To see what the display function looks like, we can run type display in a notebook:

display is a function
display ()
{
    TMPFILE=$(mktemp ${TMPDIR-/tmp}/bash_kernel.XXXXXXXXXX);
    cat > $TMPFILE;
    echo "bash_kernel: saved image data to: $TMPFILE" 1>&2
}

In words, display saves the standard input to a temporary file and prints the filename to standard error. After a code cell has been evaluated, the Bash kernel simply extracts the filename from the output, detects its MIME type using the imghdr library, and sends the image data (encoded with base64) to the front end. Easy peasy.

I chose the name "display" because there's also a command-line tool in ImageMagick called "display" that accepts image data from standard input and shows it in a new window. Because that tool works only when X is running, I figured that a function called "display" could serve as a drop-in replacement when using IPython Notebook.

Aside: Publishing a book as a collection of notebooks

IPython Notebook can also be used to write entire books. Mining the Social Web, Probabilistic Programming and Bayesian Methods for Hackers, and Python for Signal Processing are but a few examples of books that have been published as a collection of notebooks (usually one notebook per chapter). The main advantage of a notebook as opposed to a book is that you can immediately run the code yourself. Instead of passively reading about a certain package or tool, you can actively try it out.

I wonder if I could (and should) do the same with my book Data Science at the Command Line. As an initial test, I manually converted part of the first chapter to a notebook, which you can view on nbviewer. Converting the book's source code wouldn't be too difficult, especially if we to convert it to Markdown and use ipymd. What would be more challenging are packaging and distribution.

The book introduces over 80 command-line tools, and installing them manually would take the better part of a day. I do offer a virtual machine based on Vagrant and VirtualBox that has everything installed, but I suspect there's a better way to package this with IBash Notebook. For example, recently, Thomas Wiecki created a Docker container that launches an IPython notebook server with the PyData stack installed. And the tmpnb project seems very promising as well. I must admit that I haven't had time to look into Docker and these two projects at all.

Distribution is then something I would need to figure out with my publisher O'Reilly Media. Considering the recent efforts for the book Just Enough Math by Andew Odewahn, O'Reilly's CTO, and their forward thinking regarding publishing in general, I foresee many opportunities.

What's next?

Having inline Markdown, equations, and images sure is nice. However, in my opinion, the Bash kernel currently has two issues that hamper usability. First, the output is only printed when the command is finished; there are no real-time updates. This is especially inconvenient if you want to keep an eye on some long-running process using, say, tail -f or htop. Second, there's no interactivity with the process possible. This means that you cannot drop into some other REPL like julia or psql. If there's sufficient interest in IBash Notebook, then I suspect that these issues can be solved. Regardless, I believe that despite these two issues, IBash Notebook could very well serve as a means to introduce people to the command line.

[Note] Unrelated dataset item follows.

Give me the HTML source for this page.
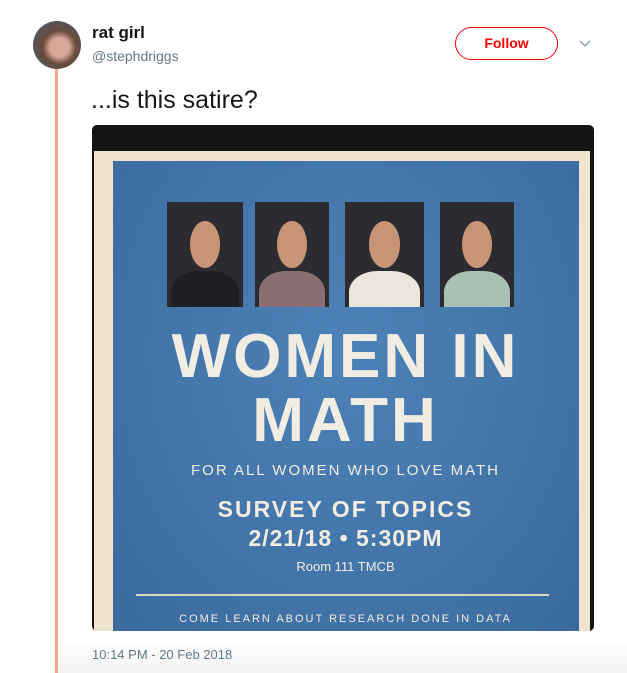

If you want to try out the Bash kernel for yourself, you should install IPython 3 (which is currently in development). Then, you can clone the Bash kernel GitHub repository and install the package. (Best to do this all inside a virtual environment.) Next time you start a new notebook, you should be able to select the Bash kernel in the top-right corner.

So, what do you think? Do you agree that IBash Notebook has potential? Am I crazy thinking that the command line can ever live outside the terminal? Would you like to see my book published as a collection of IBash notebooks? So many questions. Let me know on Twitter.

Cheers,

Jeroen

Thanks to Rob Doherty and Adam Johnson for reading drafts of this.